• YOUR INSTRUCTIONS
Locate the word "index" in the data below, then copy every line that holds it.

• RECORDED DATA
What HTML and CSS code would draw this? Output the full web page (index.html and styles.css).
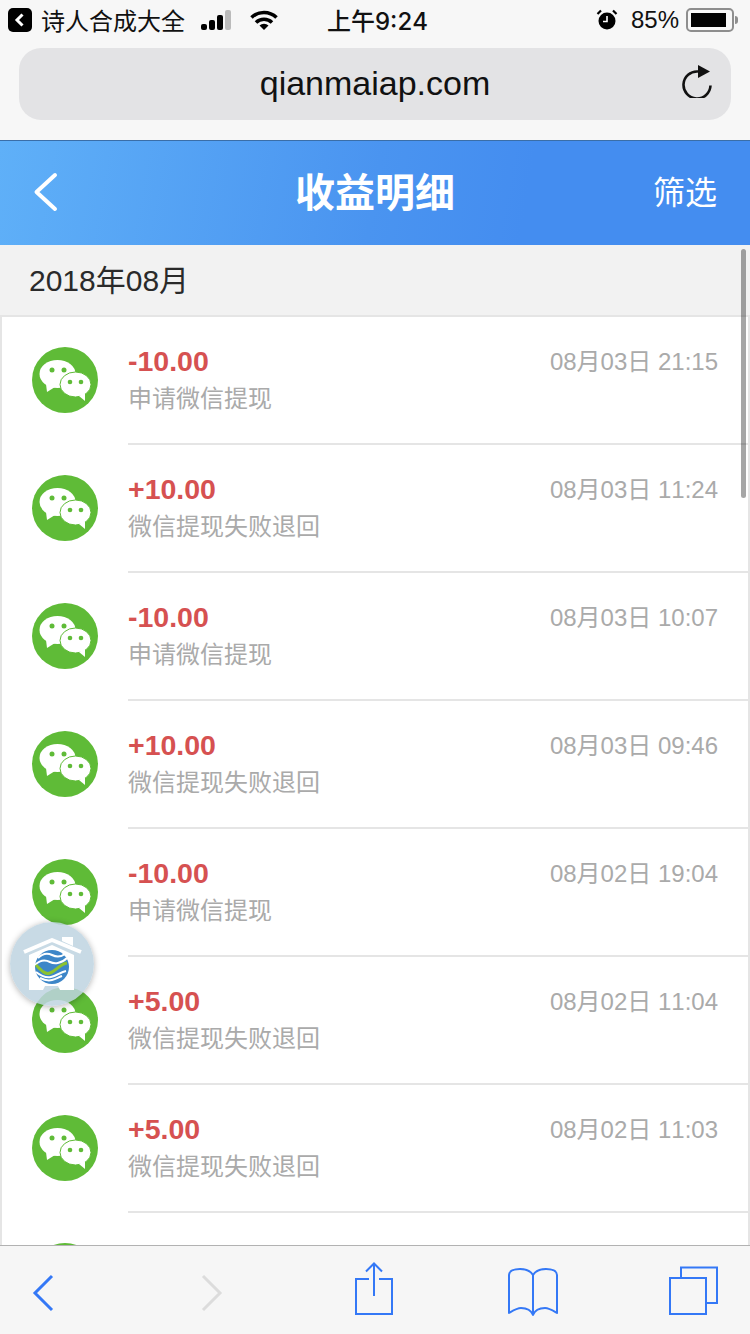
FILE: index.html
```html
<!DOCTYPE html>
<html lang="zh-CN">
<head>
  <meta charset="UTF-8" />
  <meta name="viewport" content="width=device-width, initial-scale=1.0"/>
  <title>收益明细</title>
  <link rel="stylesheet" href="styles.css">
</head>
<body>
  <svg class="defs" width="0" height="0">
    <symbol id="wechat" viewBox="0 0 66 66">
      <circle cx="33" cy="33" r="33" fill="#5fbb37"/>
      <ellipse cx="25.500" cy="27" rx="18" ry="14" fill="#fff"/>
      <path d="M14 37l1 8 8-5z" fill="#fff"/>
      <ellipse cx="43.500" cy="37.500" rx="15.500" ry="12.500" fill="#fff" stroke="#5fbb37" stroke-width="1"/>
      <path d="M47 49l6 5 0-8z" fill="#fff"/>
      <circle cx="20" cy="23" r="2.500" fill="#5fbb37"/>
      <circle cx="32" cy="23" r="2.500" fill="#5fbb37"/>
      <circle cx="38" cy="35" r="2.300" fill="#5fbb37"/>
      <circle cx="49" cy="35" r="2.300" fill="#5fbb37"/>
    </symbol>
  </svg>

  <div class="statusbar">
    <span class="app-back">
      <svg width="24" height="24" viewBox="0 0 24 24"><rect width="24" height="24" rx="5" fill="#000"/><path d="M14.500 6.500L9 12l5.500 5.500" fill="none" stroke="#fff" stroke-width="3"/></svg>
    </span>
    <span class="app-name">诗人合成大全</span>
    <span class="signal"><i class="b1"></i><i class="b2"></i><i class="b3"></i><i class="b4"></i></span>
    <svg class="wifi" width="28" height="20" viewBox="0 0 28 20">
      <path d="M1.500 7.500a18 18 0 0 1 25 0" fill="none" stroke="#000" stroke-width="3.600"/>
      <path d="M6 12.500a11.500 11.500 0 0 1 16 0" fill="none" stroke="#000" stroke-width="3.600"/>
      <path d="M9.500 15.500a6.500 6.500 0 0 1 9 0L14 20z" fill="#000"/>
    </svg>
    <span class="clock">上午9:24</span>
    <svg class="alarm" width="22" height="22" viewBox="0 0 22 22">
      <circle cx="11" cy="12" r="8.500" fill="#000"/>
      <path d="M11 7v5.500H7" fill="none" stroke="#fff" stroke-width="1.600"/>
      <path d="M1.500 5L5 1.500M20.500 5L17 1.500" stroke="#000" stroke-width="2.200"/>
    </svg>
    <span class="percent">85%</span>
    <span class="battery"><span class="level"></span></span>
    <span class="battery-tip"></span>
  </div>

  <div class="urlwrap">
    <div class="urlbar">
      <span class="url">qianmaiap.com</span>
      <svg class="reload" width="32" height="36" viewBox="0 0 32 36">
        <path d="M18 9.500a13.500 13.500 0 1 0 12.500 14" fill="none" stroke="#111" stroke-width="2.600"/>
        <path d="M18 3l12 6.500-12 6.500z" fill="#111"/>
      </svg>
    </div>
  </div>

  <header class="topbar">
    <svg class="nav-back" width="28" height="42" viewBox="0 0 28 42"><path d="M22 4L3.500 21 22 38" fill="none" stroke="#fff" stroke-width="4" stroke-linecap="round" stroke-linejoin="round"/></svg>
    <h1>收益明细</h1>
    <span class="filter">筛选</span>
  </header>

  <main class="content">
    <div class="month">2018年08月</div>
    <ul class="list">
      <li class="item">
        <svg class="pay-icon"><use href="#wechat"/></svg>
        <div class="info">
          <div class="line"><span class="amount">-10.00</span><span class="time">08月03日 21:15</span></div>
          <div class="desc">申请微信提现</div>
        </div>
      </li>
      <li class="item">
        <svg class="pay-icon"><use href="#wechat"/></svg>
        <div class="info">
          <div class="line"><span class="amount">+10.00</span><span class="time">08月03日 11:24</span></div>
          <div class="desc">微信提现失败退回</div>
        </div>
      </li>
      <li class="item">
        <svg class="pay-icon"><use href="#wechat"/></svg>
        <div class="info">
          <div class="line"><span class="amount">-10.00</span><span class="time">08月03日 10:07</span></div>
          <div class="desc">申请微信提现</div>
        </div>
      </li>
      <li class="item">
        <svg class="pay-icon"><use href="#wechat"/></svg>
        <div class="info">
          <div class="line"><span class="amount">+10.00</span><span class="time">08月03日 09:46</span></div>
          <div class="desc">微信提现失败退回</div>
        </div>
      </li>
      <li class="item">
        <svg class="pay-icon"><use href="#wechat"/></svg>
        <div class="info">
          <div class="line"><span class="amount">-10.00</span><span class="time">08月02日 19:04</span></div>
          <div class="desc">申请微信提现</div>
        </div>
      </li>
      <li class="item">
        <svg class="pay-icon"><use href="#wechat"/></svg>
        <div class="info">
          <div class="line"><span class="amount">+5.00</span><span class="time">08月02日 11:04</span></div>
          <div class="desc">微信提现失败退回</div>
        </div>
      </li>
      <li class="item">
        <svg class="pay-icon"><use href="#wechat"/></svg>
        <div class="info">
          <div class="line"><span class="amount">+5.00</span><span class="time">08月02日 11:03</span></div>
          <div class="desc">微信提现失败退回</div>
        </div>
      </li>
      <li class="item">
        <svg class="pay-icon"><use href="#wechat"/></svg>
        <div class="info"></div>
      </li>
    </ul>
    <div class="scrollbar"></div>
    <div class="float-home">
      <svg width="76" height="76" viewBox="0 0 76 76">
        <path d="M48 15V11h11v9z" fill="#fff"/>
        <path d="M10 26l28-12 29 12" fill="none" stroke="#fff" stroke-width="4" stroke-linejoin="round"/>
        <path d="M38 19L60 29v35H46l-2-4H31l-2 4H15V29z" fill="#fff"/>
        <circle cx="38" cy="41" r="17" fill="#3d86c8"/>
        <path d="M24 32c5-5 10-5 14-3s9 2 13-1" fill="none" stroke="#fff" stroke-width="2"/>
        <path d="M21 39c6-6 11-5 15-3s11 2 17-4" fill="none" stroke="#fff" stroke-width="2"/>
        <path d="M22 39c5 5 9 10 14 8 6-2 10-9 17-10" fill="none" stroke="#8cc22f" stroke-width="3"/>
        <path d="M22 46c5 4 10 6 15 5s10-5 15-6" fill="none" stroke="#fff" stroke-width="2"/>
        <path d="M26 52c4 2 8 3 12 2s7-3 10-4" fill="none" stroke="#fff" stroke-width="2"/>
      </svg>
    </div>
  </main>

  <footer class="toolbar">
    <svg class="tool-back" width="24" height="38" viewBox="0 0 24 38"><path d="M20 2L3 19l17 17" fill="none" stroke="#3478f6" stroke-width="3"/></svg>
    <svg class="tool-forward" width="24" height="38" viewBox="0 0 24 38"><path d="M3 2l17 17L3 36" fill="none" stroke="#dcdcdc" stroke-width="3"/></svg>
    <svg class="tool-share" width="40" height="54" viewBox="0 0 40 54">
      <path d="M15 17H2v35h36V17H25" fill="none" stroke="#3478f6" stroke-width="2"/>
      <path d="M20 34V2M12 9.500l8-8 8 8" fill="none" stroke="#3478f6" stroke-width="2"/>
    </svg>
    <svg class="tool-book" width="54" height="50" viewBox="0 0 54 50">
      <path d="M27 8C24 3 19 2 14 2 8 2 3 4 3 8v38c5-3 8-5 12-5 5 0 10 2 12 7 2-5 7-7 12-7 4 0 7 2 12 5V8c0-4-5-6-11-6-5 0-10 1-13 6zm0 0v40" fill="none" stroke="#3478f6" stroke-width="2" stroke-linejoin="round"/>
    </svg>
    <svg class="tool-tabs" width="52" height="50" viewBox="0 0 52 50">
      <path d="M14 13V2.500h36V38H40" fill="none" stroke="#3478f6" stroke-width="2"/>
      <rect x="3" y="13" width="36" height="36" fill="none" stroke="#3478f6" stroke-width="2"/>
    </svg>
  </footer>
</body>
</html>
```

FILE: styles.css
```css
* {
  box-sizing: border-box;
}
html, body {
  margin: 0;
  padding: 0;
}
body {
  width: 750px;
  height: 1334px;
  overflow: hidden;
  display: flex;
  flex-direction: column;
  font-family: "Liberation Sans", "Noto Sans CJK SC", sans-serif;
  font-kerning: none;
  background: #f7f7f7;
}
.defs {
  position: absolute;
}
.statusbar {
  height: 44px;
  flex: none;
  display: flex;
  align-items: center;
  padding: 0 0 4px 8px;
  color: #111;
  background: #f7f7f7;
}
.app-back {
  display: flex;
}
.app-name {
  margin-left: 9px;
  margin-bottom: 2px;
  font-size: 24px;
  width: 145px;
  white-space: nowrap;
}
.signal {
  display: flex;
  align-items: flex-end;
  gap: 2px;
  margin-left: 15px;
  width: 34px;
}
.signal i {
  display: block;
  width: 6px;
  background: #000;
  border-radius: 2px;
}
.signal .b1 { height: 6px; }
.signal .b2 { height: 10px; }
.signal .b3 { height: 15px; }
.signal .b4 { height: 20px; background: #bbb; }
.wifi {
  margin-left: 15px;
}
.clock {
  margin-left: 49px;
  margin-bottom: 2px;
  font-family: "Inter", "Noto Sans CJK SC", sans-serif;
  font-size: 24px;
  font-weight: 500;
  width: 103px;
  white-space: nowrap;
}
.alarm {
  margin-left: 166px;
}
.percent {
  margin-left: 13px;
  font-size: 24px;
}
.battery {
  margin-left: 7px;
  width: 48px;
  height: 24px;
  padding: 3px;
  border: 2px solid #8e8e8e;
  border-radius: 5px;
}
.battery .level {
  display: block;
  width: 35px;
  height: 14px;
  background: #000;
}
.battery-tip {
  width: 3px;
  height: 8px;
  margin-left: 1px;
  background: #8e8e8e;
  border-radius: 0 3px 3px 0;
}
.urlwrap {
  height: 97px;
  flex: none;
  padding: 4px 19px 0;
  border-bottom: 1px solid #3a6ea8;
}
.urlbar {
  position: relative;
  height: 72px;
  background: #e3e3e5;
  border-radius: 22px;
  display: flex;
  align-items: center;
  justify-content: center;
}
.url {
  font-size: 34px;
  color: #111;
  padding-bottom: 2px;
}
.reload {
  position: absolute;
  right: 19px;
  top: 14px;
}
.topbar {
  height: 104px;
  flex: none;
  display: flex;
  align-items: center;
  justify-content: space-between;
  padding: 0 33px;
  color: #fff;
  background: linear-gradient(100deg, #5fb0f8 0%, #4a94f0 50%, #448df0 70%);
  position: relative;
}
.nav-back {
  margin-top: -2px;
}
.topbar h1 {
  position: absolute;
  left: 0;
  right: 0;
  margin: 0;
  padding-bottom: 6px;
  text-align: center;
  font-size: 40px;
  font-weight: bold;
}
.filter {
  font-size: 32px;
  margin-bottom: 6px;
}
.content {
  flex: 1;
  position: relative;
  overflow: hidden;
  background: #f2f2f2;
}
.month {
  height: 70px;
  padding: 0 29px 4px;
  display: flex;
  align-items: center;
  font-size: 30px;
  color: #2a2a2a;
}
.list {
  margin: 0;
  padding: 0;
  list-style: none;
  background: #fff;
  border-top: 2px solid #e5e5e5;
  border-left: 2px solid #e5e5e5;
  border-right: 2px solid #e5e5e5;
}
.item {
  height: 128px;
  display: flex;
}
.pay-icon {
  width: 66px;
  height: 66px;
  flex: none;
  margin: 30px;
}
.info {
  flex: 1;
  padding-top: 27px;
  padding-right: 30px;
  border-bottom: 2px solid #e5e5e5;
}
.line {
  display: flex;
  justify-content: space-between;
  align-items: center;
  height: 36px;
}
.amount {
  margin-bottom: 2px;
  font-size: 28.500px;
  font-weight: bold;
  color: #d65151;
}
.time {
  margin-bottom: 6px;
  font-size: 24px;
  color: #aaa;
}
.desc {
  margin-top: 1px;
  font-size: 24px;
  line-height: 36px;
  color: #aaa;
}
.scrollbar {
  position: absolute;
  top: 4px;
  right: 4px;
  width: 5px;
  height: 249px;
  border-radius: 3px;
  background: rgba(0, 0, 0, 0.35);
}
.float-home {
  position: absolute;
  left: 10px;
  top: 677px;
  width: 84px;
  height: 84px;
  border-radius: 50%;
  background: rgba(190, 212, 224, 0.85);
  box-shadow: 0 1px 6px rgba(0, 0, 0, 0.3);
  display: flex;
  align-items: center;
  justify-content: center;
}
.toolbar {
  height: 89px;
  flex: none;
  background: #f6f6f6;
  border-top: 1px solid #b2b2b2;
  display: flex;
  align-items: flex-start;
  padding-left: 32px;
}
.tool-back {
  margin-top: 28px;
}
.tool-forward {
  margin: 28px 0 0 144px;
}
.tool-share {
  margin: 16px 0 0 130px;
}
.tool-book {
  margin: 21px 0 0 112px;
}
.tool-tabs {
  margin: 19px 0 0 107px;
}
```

• THE SOLUTION
What HTML and CSS code would draw this? Output the full web page (index.html and styles.css).
FILE: index.html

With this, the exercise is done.